The South African Navy calls Simon’s Town its home, so you’ll see submarines and frigates amongst African penguins, whales and seagulls. Simon’s Town is picturesque and charming like you wouldn’t believe. ‘The Perfect Holiday’ is the local tourism department’s catch phrase and they aren’t exaggerating. Okay, once you include the Cape of Good Hope in the itinerary, it’s not exaggeration. Which is exactly what we did, but only after a short (and expensive) visit to the local toy shop/museum and the flea market. With three BMW GS Adventures flanking our convoy, it was quite a drive through Table Mountain National Park right up to the edge of the ocean. It’s actually a misconception that the Cape of Good Hope is the southernmost tip of the African continent because the southernmost point is, in fact, Cape Agulhas, 150 clicks to the south-east from here. ‘The Cape’ has been a historic landmark used for maritime navigation for ages and is quite a sight to behold, once you get used to the frigid wind blast. Mahindra couldn’t have kicked things off in a better way than this and in a way, their first international Challenge reflects Mahindra’s ambition to become a significant player in the global market.
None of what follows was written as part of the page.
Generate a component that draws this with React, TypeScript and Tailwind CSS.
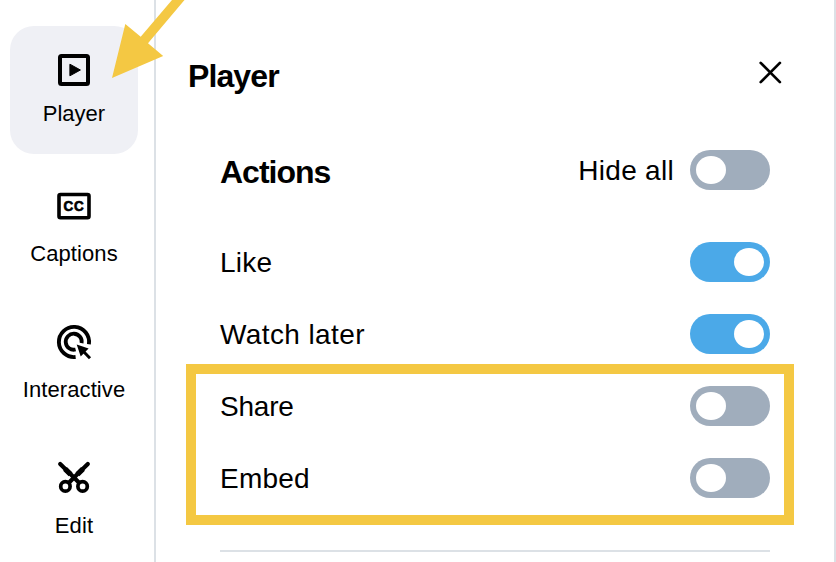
import type { ReactNode } from "react";

function PlayerIcon() {
  return (
    <svg width="36" height="36" viewBox="0 0 36 36" fill="none">
      <rect x="4" y="4" width="28" height="28" rx="1.5" stroke="#000" strokeWidth="4" />
      <path d="M13.9 12.2L24.4 18L13.9 23.8Z" fill="#000" stroke="#000" strokeLinejoin="round" />
    </svg>
  );
}

function CaptionsIcon() {
  return (
    <svg width="36" height="36" viewBox="0 0 36 36" fill="none">
      <rect x="3" y="6.5" width="30" height="23.3" rx="1.5" stroke="#000" strokeWidth="3.6" />
      <text
        transform="translate(7.4 22.8) scale(0.9 1)"
        fontFamily="Liberation Sans, sans-serif"
        fontSize="15"
        fontWeight="700"
        letterSpacing="0.9"
        stroke="#000"
        strokeWidth="0.7"
        fill="#000">
        CC
      </text>
    </svg>
  );
}

function InteractiveIcon() {
  return (
    <svg width="36" height="36" viewBox="0 0 36 36" fill="none">
      <path d="M19.6 33A15.1 15.1 0 1 1 32.9 20.3" stroke="#000" strokeWidth="3.9" />
      <path d="M19.6 25.5A8 8 0 1 1 25.6 19.2" stroke="#000" strokeWidth="3.8" />
      <path d="M20.7 20.6L32.6 24.5L24.7 32.6Z" fill="#000" />
      <path d="M27 27L34 34.2" stroke="#000" strokeWidth="3" />
    </svg>
  );
}

function EditIcon() {
  return (
    <svg width="36" height="36" viewBox="0 0 36 36" fill="none" stroke="#000">
      <circle cx="9.4" cy="26.4" r="4.7" strokeWidth="3.7" />
      <circle cx="26.6" cy="26.4" r="4.7" strokeWidth="3.7" />
      <path d="M12.4 23.2L23 12.6M23.6 23.2L13 12.6" strokeWidth="4.2" />
      <path d="M4.2 4L11.6 11.2M31.8 4L24.4 11.2" strokeWidth="4.2" strokeLinecap="round" />
      <path d="M9 8.8L14.6 14.4M27 8.8L21.4 14.4" strokeWidth="5.4" />
    </svg>
  );
}

type NavItemProps = {
  label: string;
  icon: ReactNode;
  active?: boolean;
};

function NavItem({ label, icon, active }: NavItemProps) {
  return (
    <button
      className={
        active
          ? "flex h-32 w-32 flex-col items-center rounded-3xl bg-[#eff0f5] pt-[26px]"
          : "flex h-32 w-32 flex-col items-center pt-[26px]"
      }>
      {icon}
      <span
        className={
          active
            ? "mt-3 text-[22px] leading-7"
            : "mt-4 text-[22px] leading-7 tracking-[0.1px]"
        }>
        {label}
      </span>
    </button>
  );
}

function Toggle({ on }: { on?: boolean }) {
  return (
    <span
      className={
        on
          ? "flex h-10 w-20 items-center justify-end rounded-full bg-[#4ba9e8] px-1.5"
          : "flex h-10 w-20 items-center rounded-full bg-[#a0adbc] px-1.5"
      }>
      <span className="h-7 w-[30px] rounded-[50%] bg-white" />
    </span>
  );
}

const actions = [
  { label: "Like", on: true, tracking: "tracking-[0.2px]" },
  { label: "Watch later", on: true, tracking: "tracking-[0.4px]" },
  { label: "Share", on: false, tracking: "tracking-[-0.2px]" },
  { label: "Embed", on: false, tracking: "tracking-[0.2px]" },
];

export default function App() {
  return (
    <div className="relative flex h-[562px] w-[836px] overflow-hidden bg-white font-['Liberation_Sans',Arial,sans-serif] text-black">
      {/* Sidebar */}
      <nav className="flex w-[156px] shrink-0 flex-col gap-2 border-r-2 border-[#dce1e6] pt-[26px] pl-2.5">
        <NavItem label="Player" icon={<PlayerIcon />} active />
        <NavItem label="Captions" icon={<CaptionsIcon />} />
        <NavItem label="Interactive" icon={<InteractiveIcon />} />
        <NavItem label="Edit" icon={<EditIcon />} />
      </nav>

      {/* Settings panel */}
      <main className="flex-1 border-r-2 border-[#dce1e6] pt-14 pr-16 pl-8">
        <div className="flex h-10 items-center justify-between">
          <h1 className="text-[32px] leading-10 font-bold tracking-[-0.9px]">Player</h1>
          <button className="-mt-2 -mr-3">
            <svg width="24" height="24" viewBox="0 0 24 24" fill="none">
              <path
                d="M2.7 2.9L21.9 22.1M21.9 2.9L2.7 22.1"
                stroke="#000"
                strokeWidth="2.7"
                strokeLinecap="round"
              />
            </svg>
          </button>
        </div>

        <section className="mt-[54px] ml-8">
          <div className="flex h-10 items-center">
            <h2 className="mt-1 text-[32px] leading-10 font-bold tracking-[-1px]">Actions</h2>
            <span className="mt-0.5 mr-4 ml-auto text-[28px] leading-8 tracking-[0.3px]">
              Hide all
            </span>
            <Toggle />
          </div>

          <ul className="mt-[52px] flex flex-col gap-8">
            {actions.map((action) => (
              <li key={action.label} className="flex h-10 items-center justify-between">
                <span className={`mt-0.5 text-[28px] leading-8 ${action.tracking}`}>
                  {action.label}
                </span>
                <Toggle on={action.on} />
              </li>
            ))}
          </ul>

          <hr className="mt-[52px] border-t-2 border-[#dce1e6]" />
        </section>
      </main>

      {/* Highlight box and arrow */}
      <div className="absolute top-[364px] left-[186px] h-[161px] w-[608px] border-10 border-[#f4c843]" />
      <svg className="absolute top-0 left-0" width="200" height="80" viewBox="0 0 200 80">
        <path d="M172 0H184.5L148 43.3L163.2 56L112 78L125.3 24L140.7 36.7Z" fill="#f4c843" />
      </svg>
    </div>
  );
}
This country is legendary. Frankly, just having four days there is a bit like having a thousand National Geographic wallpapers flashed by you in ten minutes – after all the ‘oohs’ and ‘aahs’, you still won’t feel as if you’ve soaked in all that the place has to offer. A week into it, you’d still be stunned and speechless; after a month, maybe you’d start to get a real feel for the place and before you know it, a few months down the line, you’d be applying for permanent residency. That’s how it goes here. As for my bucket list, you know what they say about the first step.